QAT does not restore accuracy of SalsaNext


I am currently working on quantization of SalsaNext, which semantically segments a 2D range image. The network is supposed to run on a platform with 8bit integer arithmetic and I am trying to evaluate the expected drop in accuracy (actually, the used metric is the mIoU / jaccard index).
I have spent some time training, optimizing and retraining the model, e.g. swapped activation and batchnorm layers to enable folding the batchnorm into the convolutions.

The literature states, that the drop for most models accounts to 1-2% in the specified metric, so that is, what I am hoping for. Unfortunately, the mIoU for the validation dataset drops from 55% to roughly 37%.
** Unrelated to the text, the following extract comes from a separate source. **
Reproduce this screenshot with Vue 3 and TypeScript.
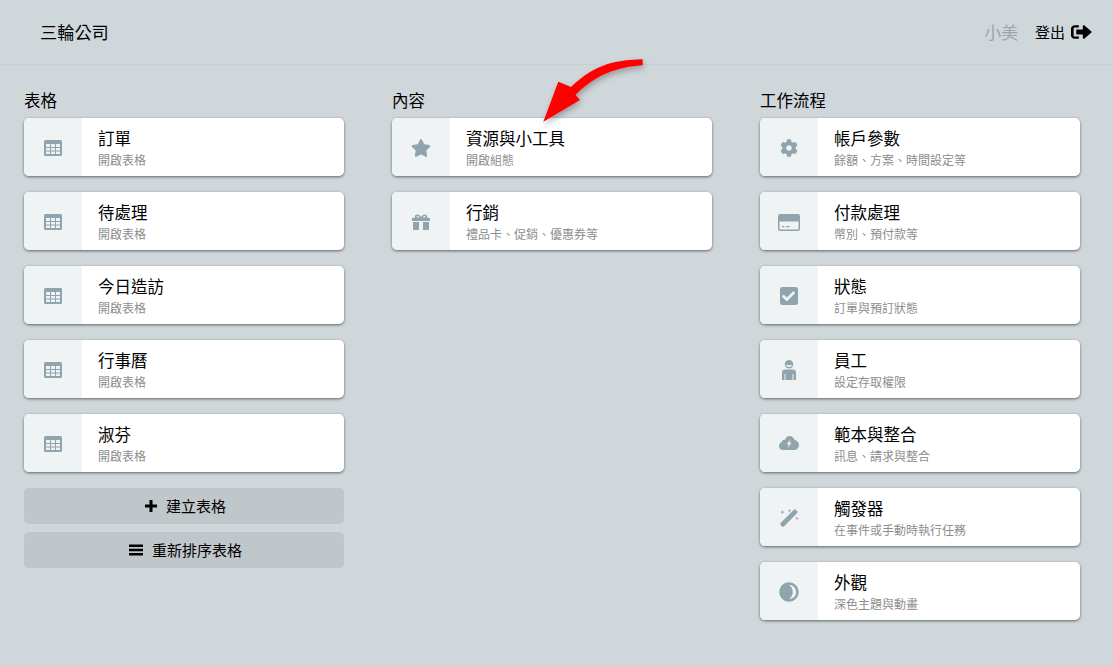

I am training with 150 epochs to get results close to what the developers of Salsanext were able to achieve. Afterwards, the batchnorm weights are frozen, folded into the conv layer (this has been validated successfully) and fake quantization is added using the tensorflow model optimization toolkit for all layers (Conv2D (3x3, 1x1, dilated), LeakyReLU, DepthToSpace, Concat2,3,4, Add, AvgPool2D and Softmax as last layer). Then fine-tuning is applied in 10 epochs with 1% of the initial learning rate (and annealing).

Here are results for some other things I already tried:
Default Float32: 55%
Quantize Conv2D only 8bit: 42%
Quantize all layers 8bit: 37%
Quantize all layers 16bit: 54%

Is this an expected drop in accuracy or am I missing something?
Any help is appreciated :slight_smile:

Used versions:
python 3.8.10
tensorflow 2.13.0
tensorflow-model-optimization 0.7.5

The significant drop in mIoU from 55% to 37% after quantizing SalsaNext to 8-bit could be due to several factors, including suboptimal quantization-aware training (QAT) configurations, inappropriate quantization granularity or scheme, sensitivity of certain model components to quantization, insufficient calibration data, or issues related to the implementation of batch normalization folding and quantization operations. Fine-tuning the QAT process, adjusting model architecture, or employing advanced quantization techniques may help mitigate the accuracy loss.

Thank you for the advice. So far I am handling these mentioned issues as follows:

  • Quantization granularity: I’ve tried per-axis and per-tensor quantization.
  • Calibration data: I am training and validating on the full semanticKitti dataset.
  • Quantization scheme: For now, I am using the default scheme with AllValuesQuantizer for activations and MovingAverageQuantizer for weights. I’ve seen in several publications that the chosen calibration method has a major impact on the performance, so I am experimenting with percentile calibration right now.
  • Sensitivity of certain model components: I’ve excluded layers from quantization to investigate that, but even deploying quantized convolutions only did not return the expected results.
  • BatchNorm: I’ve tried both folding the batch normalization weights into the convolution layer and unsetting their trainable property

Is there something I am doing obviously wrong or should invest more time in?